My mom had breast cancer several years ago, and developed lymphedema, which she was managing with pain medication until last November. In November, the pain management clinic decided to change her medications, which led to a gradual but dramatic decline in my mom's standard of living.
posted by odayoday to Health & Fitness (10 answers total) 5 users marked this as a favorite
Earlier this month I realized that she's not eating much, and has lost approximately 30 pounds since February. Part of the reason it took me so long to notice her condition is that I recently had a house fire that left my boyfriend and I moving from short term place to short term place, and I wasn't able to focus on her as much as I should have until we settled in a bit.

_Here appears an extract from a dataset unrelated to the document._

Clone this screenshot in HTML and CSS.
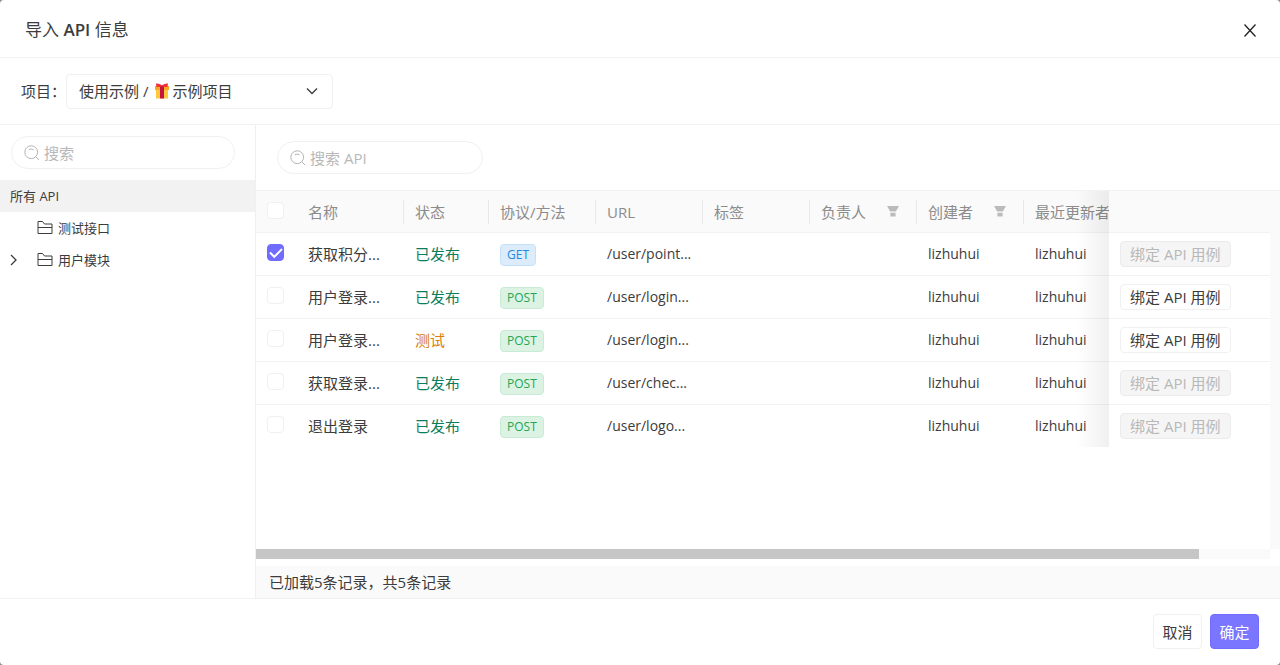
FILE: index.html
```html
<!DOCTYPE html>
<html lang="zh-CN">
<head>
  <meta charset="UTF-8">
  <meta name="viewport" content="width=device-width, initial-scale=1">
  <title>导入 API 信息</title>
  <link rel="stylesheet" href="styles.css">
</head>
<body>
  <!-- Shared icons -->
  <svg class="sprite" aria-hidden="true">
    <symbol id="icon-search" viewBox="0 0 16 16">
      <circle cx="7.2" cy="7.2" r="6.4" />
      <path d="M4.800 4.800Q7.200 3.200 9.600 4.800M12 12l3 3" />
    </symbol>
    <symbol id="icon-folder" viewBox="0 0 16 16">
      <path d="M1 13.500V1.500h4.500l2 2.500h7.500v9.500zM1 7.500h14" />
    </symbol>
    <symbol id="icon-filter" viewBox="0 0 12 11">
      <path d="M0 0h12L8.800 5.600H3.200zM3.400 6.800h5.200v3.600H3.400z" />
    </symbol>
  </svg>

  <div class="dialog" role="dialog" aria-labelledby="title">
    <header class="dialog-header">
      <h1 id="title">导入 <b>API</b> 信息</h1>
      <button class="close" aria-label="关闭">
        <svg viewBox="0 0 12 12"><path d="M.5 0l11 12M11.5 0L.5 12" /></svg>
      </button>
    </header>

    <div class="project">
      <label for="project">项目：</label>
      <div class="select">
        <select id="project">
          <option>使用示例 /&emsp;&ensp;&hairsp;示例项目</option>
        </select>
        <svg class="gift" viewBox="0 0 14 16" aria-hidden="true">
          <path fill="#ffc83d" d="M1 6h12v9.5H1z" />
          <path fill="#f9a825" d="M0 3h14v4H0z" />
          <path fill="#c7143f" d="M5 3h4v12.5H5z" />
          <path fill="#f0323c" d="M1 .5q3-.5 6 1.8Q10 0 13 .5l-.4 3.2q-3 .6-5.6-.4-2.6 1-5.6.4z" />
        </svg>
        <svg class="arrow" viewBox="0 0 12 12" aria-hidden="true"><path d="M1 3.5l5 5 5-5" /></svg>
      </div>
    </div>

    <div class="main">
      <aside class="sidebar">
        <div class="search">
          <svg><use href="#icon-search" /></svg>
          <input type="text" placeholder="搜索" aria-label="搜索">
        </div>
        <ul class="tree">
          <li class="active">所有 API</li>
          <li>
            <span class="toggle"></span>
            <svg class="folder"><use href="#icon-folder" /></svg>
            测试接口
          </li>
          <li>
            <span class="toggle"><svg viewBox="0 0 8 12"><path d="M1 1l5 5-5 5" /></svg></span>
            <svg class="folder"><use href="#icon-folder" /></svg>
            用户模块
          </li>
        </ul>
      </aside>

      <section class="content">
        <div class="toolbar">
          <div class="search">
            <svg><use href="#icon-search" /></svg>
            <input type="text" placeholder="搜索 API" aria-label="搜索 API">
          </div>
        </div>

        <div class="grid">
          <div class="grid-view">
            <table>
              <colgroup>
                <col class="col-check">
                <col class="col-data">
                <col class="col-status">
                <col class="col-data">
                <col class="col-data">
                <col class="col-data">
                <col class="col-data">
                <col class="col-data">
                <col class="col-updater">
                <col class="col-action">
              </colgroup>
              <thead>
                <tr>
                  <th class="check"><input type="checkbox" aria-label="全选"></th>
                  <th><div class="head">名称</div></th>
                  <th><div class="head">状态</div></th>
                  <th><div class="head">协议/方法</div></th>
                  <th><div class="head"><b>URL</b></div></th>
                  <th><div class="head">标签</div></th>
                  <th><div class="head">负责人<svg><use href="#icon-filter" /></svg></div></th>
                  <th><div class="head">创建者<svg><use href="#icon-filter" /></svg></div></th>
                  <th><div class="head">最近更新者</div></th>
                  <th class="action"></th>
                </tr>
              </thead>
              <tbody>
                <tr>
                  <td class="check"><input type="checkbox" aria-label="获取积分" checked></td>
                  <td>获取积分...</td>
                  <td class="published">已发布</td>
                  <td><span class="tag get">GET</span></td>
                  <td class="latin">/user/point...</td>
                  <td></td>
                  <td></td>
                  <td class="latin">lizhuhui</td>
                  <td class="latin">lizhuhui</td>
                  <td class="action"><button disabled>绑定 API 用例</button></td>
                </tr>
                <tr>
                  <td class="check"><input type="checkbox" aria-label="用户登录"></td>
                  <td>用户登录...</td>
                  <td class="published">已发布</td>
                  <td><span class="tag post">POST</span></td>
                  <td class="latin">/user/login...</td>
                  <td></td>
                  <td></td>
                  <td class="latin">lizhuhui</td>
                  <td class="latin">lizhuhui</td>
                  <td class="action"><button>绑定 API 用例</button></td>
                </tr>
                <tr>
                  <td class="check"><input type="checkbox" aria-label="用户登录"></td>
                  <td>用户登录...</td>
                  <td class="testing">测试</td>
                  <td><span class="tag post">POST</span></td>
                  <td class="latin">/user/login...</td>
                  <td></td>
                  <td></td>
                  <td class="latin">lizhuhui</td>
                  <td class="latin">lizhuhui</td>
                  <td class="action"><button>绑定 API 用例</button></td>
                </tr>
                <tr>
                  <td class="check"><input type="checkbox" aria-label="获取登录"></td>
                  <td>获取登录...</td>
                  <td class="published">已发布</td>
                  <td><span class="tag post">POST</span></td>
                  <td class="latin">/user/chec...</td>
                  <td></td>
                  <td></td>
                  <td class="latin">lizhuhui</td>
                  <td class="latin">lizhuhui</td>
                  <td class="action"><button disabled>绑定 API 用例</button></td>
                </tr>
                <tr>
                  <td class="check"><input type="checkbox" aria-label="退出登录"></td>
                  <td>退出登录</td>
                  <td class="published">已发布</td>
                  <td><span class="tag post">POST</span></td>
                  <td class="latin">/user/logo...</td>
                  <td></td>
                  <td></td>
                  <td class="latin">lizhuhui</td>
                  <td class="latin">lizhuhui</td>
                  <td class="action"><button disabled>绑定 API 用例</button></td>
                </tr>
              </tbody>
            </table>
          </div>
          <div class="gutter"></div>
        </div>
        <div class="scrollbar"><div class="thumb"></div></div>
        <div class="status">已加载5条记录，共5条记录</div>
      </section>
    </div>

    <footer class="dialog-footer">
      <button>取消</button>
      <button class="primary">确定</button>
    </footer>
  </div>
</body>
</html>
```
FILE: styles.css
```css
* {
  box-sizing: border-box;
}
body {
  margin: 0;
  background: #8c8c8c;
  color: #3c3c3c;
  font-family: "Open Sans", "Noto Sans CJK SC", sans-serif;
  font-size: 15px;
  line-height: 20px;
}
button, input, select {
  font: inherit;
  color: inherit;
}
button {
  padding: 0;
  border: 1px solid #f0f0f0;
  border-radius: 4px;
  background: #fff;
  cursor: pointer;
}
svg {
  fill: none;
  stroke: currentColor;
  flex: none;
}
b {
  font-weight: 500;
}
.sprite {
  display: none;
}
.dialog {
  display: flex;
  flex-direction: column;
  min-height: 100vh;
  background: #fff;
  border-radius: 4px;
}
.dialog-header {
  display: flex;
  align-items: center;
  justify-content: space-between;
  height: 58px;
  padding: 3px 22px 0 25px;
  border-bottom: 1px solid #f2f2f2;
}
.dialog-header h1 {
  margin: 0;
  font-size: 17px;
  font-weight: 400;
}
.dialog-header b {
  font-weight: 600;
}
.close {
  display: flex;
  align-items: center;
  justify-content: center;
  width: 16px;
  height: 20px;
  border: 0;
}
.close svg {
  width: 12px;
  height: 13px;
  stroke: #222;
  stroke-width: 1.3;
  overflow: visible;
}

/* Project picker */
.project {
  display: flex;
  align-items: center;
  height: 67px;
  padding-left: 21px;
  border-bottom: 1px solid #f2f2f2;
}
.project label {
  width: 45px;
  white-space: nowrap;
}
.select {
  position: relative;
}
.select select {
  appearance: none;
  width: 267px;
  height: 35px;
  padding: 0 32px 0 12px;
  border: 1px solid #f0f0f0;
  border-radius: 4px;
  background: #fff;
}
.select .gift {
  position: absolute;
  top: 9px;
  left: 89px;
  width: 14px;
  height: 16px;
  stroke: none;
}
.select .arrow {
  position: absolute;
  top: 11px;
  right: 15px;
  width: 12px;
  height: 12px;
  stroke-width: 1.3;
}

.main {
  display: flex;
  flex: 1;
}

/* Search boxes */
.search {
  display: flex;
  align-items: center;
  height: 33px;
  padding: 0 12px;
  border: 1px solid #f0f0f0;
  border-radius: 17px;
}
.search svg {
  width: 16px;
  height: 16px;
  color: #b4b4b4;
}
.search input {
  flex: 1;
  min-width: 0;
  padding: 0 0 0 4px;
  border: 0;
  outline: 0;
  background: none;
}
.search input::placeholder {
  color: #b8b8b8;
}

/* Module tree */
.sidebar {
  width: 256px;
  padding-top: 11px;
  border-right: 1px solid #f0f0f0;
  flex: none;
}
.sidebar .search {
  margin: 0 20px 11px 11px;
}
.tree {
  margin: 0;
  padding: 0;
  list-style: none;
  font-size: 13px;
}
.tree li {
  display: flex;
  align-items: center;
  height: 32px;
  padding-left: 10px;
}
.tree .active {
  background: #f2f2f2;
}
.tree .toggle {
  display: flex;
  width: 27px;
}
.tree .toggle svg {
  width: 8px;
  height: 12px;
  stroke-width: 1.3;
}
.tree .folder {
  width: 16px;
  height: 16px;
  margin-right: 5px;
}

/* API list */
.content {
  display: flex;
  flex: 1;
  flex-direction: column;
  min-width: 0;
}
.toolbar {
  padding: 16px 21px;
}
.toolbar .search {
  width: 206px;
}
.grid {
  display: flex;
  flex: 1;
}
.grid-view {
  flex: 1;
  min-width: 0;
  overflow: hidden;
}
.gutter {
  width: 10px;
  border-top: 1px solid #f2f2f2;
  background: #fafafa;
}
table {
  width: 1089px;
  min-width: 100%;
  table-layout: fixed;
  border-spacing: 0;
}
.col-check {
  width: 41px;
}
.col-data {
  width: 107px;
}
.col-status {
  width: 85px;
}
.col-updater {
  width: 160px;
}
.col-action {
  width: 161px;
}
th, td {
  height: 43px;
  padding: 0 0 0 11px;
  border-bottom: 1px solid #f2f2f2;
  text-align: left;
  white-space: nowrap;
}
th {
  border-top: 1px solid #f2f2f2;
  background: #fafafa;
  color: #8c8c8c;
  font-weight: 400;
}
tbody tr:last-child td {
  height: 42px;
  border-bottom: 0;
}
.head {
  display: flex;
  align-items: center;
  justify-content: space-between;
  height: 24px;
  padding-right: 17px;
  border-right: 1px solid #e8e8e8;
}
.head svg {
  width: 12px;
  height: 11px;
  fill: #bbb;
  stroke: none;
}
.latin {
  font-size: 14px;
}
.published {
  color: #0a7d5a;
}
.testing {
  color: #d97f0b;
}
.check input {
  display: block;
  appearance: none;
  width: 17px;
  height: 17px;
  margin: 0 0 3px;
  border: 1px solid #f0f0f0;
  border-radius: 4px;
  background: #fff;
}
.check input:checked {
  display: flex;
  align-items: center;
  justify-content: center;
  border-color: #706cff;
  background: #706cff;
}
.check input:checked::before {
  content: "";
  width: 10px;
  height: 5px;
  margin-bottom: 3px;
  border: solid #fff;
  border-width: 0 0 2px 2px;
  transform: rotate(-45deg);
}
.tag {
  display: inline-block;
  padding: 0 6px;
  border: 1px solid;
  border-radius: 4px;
  font-size: 12px;
}
.get {
  border-color: #c4e1fa;
  background: #dcecfb;
  color: #2389e0;
}
.post {
  border-color: #c8ebd6;
  background: #dcf3e4;
  color: #22a755;
}

/* Pinned column with the shade it casts over the scrolled cells */
.action {
  position: sticky;
  right: 0;
}
td.action {
  background: #fff;
}
.action::before {
  content: "";
  position: absolute;
  top: 0;
  bottom: -1px;
  left: -32px;
  width: 32px;
  background: linear-gradient(to right, rgba(0, 0, 0, 0), rgba(0, 0, 0, .06));
}
tr:last-child td.action::before {
  bottom: 0;
}
.action button {
  display: block;
  height: 26px;
  padding: 0 9px;
}
.action button:disabled {
  border-color: #ebebeb;
  background: #f5f5f5;
  color: #b8b8b8;
  cursor: default;
}
.scrollbar {
  height: 10px;
  margin-right: 10px;
  background: #fafafa;
}
.thumb {
  width: 93%;
  height: 100%;
  background: #c6c6c6;
}
.status {
  height: 32px;
  margin-top: 7px;
  padding: 0 13px;
  background: #fafafa;
  line-height: 32px;
}

.dialog-footer {
  display: flex;
  justify-content: flex-end;
  gap: 8px;
  height: 67px;
  padding: 15px 21px 0 0;
  border-top: 1px solid #f2f2f2;
}
.dialog-footer button {
  width: 49px;
  height: 35px;
}
.dialog-footer .primary {
  border-color: #706cff;
  background: #7a76ff;
  color: #fff;
}
```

She now doesn't leave the house at all, and has told me that her back and lymphedema hurts so much that she's not capable of cooking her own food, or doing anything more than moving from the bed to the couch. She also has developed obsessive fixations on her health in general (she was convinced she had periodontal disease, a problem with her ovaries, malnutrition, and dehydration. She went to the hospital for the malnutrition/dehydration, and they told her she was medically fine. She had the other issues checked out and is fine as well. She's also fixated on her refrigerator and air conditioner, and is convinced that they are broken, when I, her apartment maintenance people, and her home health nurse have all tried to assure her that they're fine.), and complains of chronic dry mouth (which could be legitimately caused by her medications, but to me, is not a reason to stop taking the medications when she is then unable to function).
When I realized the condition she was in, I began attending all her doctor appointments, which has been helpful. Her PCP put her on Cymbalta, as well as a sleeping pill, a week and a half ago, and also authorized a home health nurse and physical therapist to visit her twice a week. The pain management clinic has agreed to allow her to use the medication that was previously working for her as well. I have been doing her shopping and laundry, but am not able to go to her house and personally cook for her each day.
I was very hopeful that after seeing the doctors and beginning medication she would start to improve, but things seem to have gotten worse in the past few days. She calls me at all hours saying that her back hurts so much that she can't move, but then will tell me that she's been up adjusting the air conditioner to make sure the temperature is right. She has been very depressed and has legitimate pain, but I'm frustrated by the fact that she seems to be refusing to care for herself at all, even to the limited degree that she can. She complains about the microwave dinners and other easy-to-make foods I bring to her, and occasionally implies that she feels she needs live-in care, rather than the help we're able to offer. Her home health nurse mentioned today that she thinks my mom should also be visiting a psychiatrist because of the odd things she says, so I've called her doctor to ask for a referral.
I would very much appreciate any advice you have for caring for an ill, or possibly mentally ill parent. My mom is only 58, and I have been taking completely off guard by this situation, because she was doing so well until recently. I am an only child, and my dad does not live in the US. My mom has two sisters who live about an hour and a half away, and even though they are not in the best health, I'm planning to call them about this situation this weekend. I think the fact that home health is involved will take some of the pressure off me, because if nothing else, other people will be seeing my mom regularly, but I'm finding myself drained and angry with my mom when she calls yet again with what seems like an imaginary issue.